Data:

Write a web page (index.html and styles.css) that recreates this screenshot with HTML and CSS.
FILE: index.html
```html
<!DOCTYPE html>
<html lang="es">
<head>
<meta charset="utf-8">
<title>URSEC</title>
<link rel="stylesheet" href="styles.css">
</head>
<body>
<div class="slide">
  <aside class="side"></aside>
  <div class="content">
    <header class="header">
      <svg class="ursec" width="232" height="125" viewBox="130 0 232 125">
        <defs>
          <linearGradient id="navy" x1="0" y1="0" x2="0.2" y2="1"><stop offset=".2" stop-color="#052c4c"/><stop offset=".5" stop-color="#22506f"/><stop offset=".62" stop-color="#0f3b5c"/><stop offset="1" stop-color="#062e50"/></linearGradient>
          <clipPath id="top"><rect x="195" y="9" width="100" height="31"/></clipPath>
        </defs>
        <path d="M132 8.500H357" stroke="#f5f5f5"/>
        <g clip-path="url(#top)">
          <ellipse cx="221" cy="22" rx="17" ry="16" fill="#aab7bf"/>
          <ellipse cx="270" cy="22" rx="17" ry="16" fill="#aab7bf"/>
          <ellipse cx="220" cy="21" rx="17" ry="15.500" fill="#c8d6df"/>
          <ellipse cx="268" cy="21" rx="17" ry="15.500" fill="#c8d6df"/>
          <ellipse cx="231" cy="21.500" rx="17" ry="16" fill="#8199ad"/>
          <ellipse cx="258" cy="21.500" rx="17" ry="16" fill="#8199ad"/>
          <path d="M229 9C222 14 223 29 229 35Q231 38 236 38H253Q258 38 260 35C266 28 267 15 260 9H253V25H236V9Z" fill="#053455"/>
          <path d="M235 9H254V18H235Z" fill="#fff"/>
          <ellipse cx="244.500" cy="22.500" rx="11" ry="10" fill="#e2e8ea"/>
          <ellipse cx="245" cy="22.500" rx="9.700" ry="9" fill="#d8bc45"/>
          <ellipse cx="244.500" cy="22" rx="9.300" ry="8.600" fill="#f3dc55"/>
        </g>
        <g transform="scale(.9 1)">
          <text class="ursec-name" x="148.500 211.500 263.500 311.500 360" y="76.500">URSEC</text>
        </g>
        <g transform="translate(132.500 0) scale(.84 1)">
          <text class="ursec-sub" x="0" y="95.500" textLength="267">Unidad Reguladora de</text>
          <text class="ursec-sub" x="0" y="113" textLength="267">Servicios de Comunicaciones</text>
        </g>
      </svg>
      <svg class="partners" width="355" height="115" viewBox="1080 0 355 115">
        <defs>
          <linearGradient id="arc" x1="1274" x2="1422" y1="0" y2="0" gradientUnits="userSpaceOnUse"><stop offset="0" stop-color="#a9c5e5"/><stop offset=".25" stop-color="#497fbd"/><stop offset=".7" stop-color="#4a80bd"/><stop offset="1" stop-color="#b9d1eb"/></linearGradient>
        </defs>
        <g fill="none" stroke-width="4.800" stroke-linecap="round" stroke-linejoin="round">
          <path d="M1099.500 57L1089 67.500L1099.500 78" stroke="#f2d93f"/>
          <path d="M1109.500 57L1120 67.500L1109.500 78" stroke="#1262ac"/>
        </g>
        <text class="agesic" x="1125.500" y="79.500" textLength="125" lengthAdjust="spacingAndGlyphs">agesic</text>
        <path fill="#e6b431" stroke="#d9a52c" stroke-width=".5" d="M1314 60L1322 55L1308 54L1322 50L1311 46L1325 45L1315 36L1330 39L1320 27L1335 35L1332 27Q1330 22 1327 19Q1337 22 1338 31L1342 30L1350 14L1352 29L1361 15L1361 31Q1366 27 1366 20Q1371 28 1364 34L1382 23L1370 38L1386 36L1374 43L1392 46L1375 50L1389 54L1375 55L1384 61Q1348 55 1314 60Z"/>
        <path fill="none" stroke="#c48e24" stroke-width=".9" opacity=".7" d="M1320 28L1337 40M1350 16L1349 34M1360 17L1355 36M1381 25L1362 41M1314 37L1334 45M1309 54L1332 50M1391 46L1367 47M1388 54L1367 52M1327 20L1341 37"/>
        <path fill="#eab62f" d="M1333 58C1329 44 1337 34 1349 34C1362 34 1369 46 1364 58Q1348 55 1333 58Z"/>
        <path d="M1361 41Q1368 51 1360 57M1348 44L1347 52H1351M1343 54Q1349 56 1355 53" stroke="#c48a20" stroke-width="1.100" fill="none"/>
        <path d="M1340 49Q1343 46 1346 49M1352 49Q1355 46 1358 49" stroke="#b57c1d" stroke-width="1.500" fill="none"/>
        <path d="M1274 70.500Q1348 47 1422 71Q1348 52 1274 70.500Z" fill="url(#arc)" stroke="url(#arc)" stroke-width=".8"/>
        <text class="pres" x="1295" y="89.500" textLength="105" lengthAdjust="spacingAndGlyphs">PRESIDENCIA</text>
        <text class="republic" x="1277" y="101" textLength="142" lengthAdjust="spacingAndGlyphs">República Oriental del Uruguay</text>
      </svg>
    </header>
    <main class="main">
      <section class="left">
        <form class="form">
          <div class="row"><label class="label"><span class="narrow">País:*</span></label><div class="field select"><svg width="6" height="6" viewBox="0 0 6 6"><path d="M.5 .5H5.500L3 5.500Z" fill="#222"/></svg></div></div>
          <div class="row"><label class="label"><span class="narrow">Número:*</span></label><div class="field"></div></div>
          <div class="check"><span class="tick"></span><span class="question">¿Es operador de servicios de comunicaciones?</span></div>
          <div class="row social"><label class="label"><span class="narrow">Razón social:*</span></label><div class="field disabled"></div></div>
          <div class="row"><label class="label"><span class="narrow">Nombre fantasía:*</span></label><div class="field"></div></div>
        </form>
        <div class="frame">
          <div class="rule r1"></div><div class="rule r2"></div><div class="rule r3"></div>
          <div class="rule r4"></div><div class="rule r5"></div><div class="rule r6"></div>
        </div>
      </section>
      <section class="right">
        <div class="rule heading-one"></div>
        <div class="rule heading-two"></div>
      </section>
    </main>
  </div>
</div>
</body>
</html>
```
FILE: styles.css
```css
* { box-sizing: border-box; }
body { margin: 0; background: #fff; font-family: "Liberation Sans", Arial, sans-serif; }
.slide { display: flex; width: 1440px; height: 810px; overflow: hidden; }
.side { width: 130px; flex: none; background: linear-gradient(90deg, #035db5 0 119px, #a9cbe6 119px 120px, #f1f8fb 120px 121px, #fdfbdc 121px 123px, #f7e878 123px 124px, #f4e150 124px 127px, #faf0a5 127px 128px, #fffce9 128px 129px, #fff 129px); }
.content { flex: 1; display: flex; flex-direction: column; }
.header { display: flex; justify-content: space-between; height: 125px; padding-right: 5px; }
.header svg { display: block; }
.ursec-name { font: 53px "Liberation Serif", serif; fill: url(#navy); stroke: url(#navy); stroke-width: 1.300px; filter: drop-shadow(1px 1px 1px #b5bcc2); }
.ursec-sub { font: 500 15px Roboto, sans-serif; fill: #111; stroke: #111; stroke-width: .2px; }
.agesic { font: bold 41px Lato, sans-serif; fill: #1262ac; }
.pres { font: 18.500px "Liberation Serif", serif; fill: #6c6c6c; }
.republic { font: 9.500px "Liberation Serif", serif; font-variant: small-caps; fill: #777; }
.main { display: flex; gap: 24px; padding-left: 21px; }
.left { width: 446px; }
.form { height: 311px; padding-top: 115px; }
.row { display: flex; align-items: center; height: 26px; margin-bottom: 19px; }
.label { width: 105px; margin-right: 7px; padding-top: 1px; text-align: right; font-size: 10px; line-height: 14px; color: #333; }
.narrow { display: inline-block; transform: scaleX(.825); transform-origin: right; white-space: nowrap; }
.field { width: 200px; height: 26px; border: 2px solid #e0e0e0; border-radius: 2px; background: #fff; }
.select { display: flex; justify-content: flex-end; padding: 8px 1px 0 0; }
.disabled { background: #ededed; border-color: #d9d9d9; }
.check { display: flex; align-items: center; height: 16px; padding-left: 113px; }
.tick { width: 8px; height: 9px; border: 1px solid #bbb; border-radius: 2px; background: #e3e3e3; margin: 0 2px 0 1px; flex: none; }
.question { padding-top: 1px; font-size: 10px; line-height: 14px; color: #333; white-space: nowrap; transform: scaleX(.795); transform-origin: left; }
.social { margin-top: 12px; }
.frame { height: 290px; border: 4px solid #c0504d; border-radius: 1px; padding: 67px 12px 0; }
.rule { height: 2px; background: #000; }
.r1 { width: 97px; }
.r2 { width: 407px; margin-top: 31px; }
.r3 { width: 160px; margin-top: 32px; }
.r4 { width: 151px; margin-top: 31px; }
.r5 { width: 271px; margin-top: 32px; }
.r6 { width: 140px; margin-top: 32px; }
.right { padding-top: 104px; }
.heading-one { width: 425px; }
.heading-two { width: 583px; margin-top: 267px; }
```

Written request: Report all lines of the data above that include the string "index".

Solution to the problem:
Write a web page (index.html and styles.css) that recreates this screenshot with HTML and CSS.
FILE: index.html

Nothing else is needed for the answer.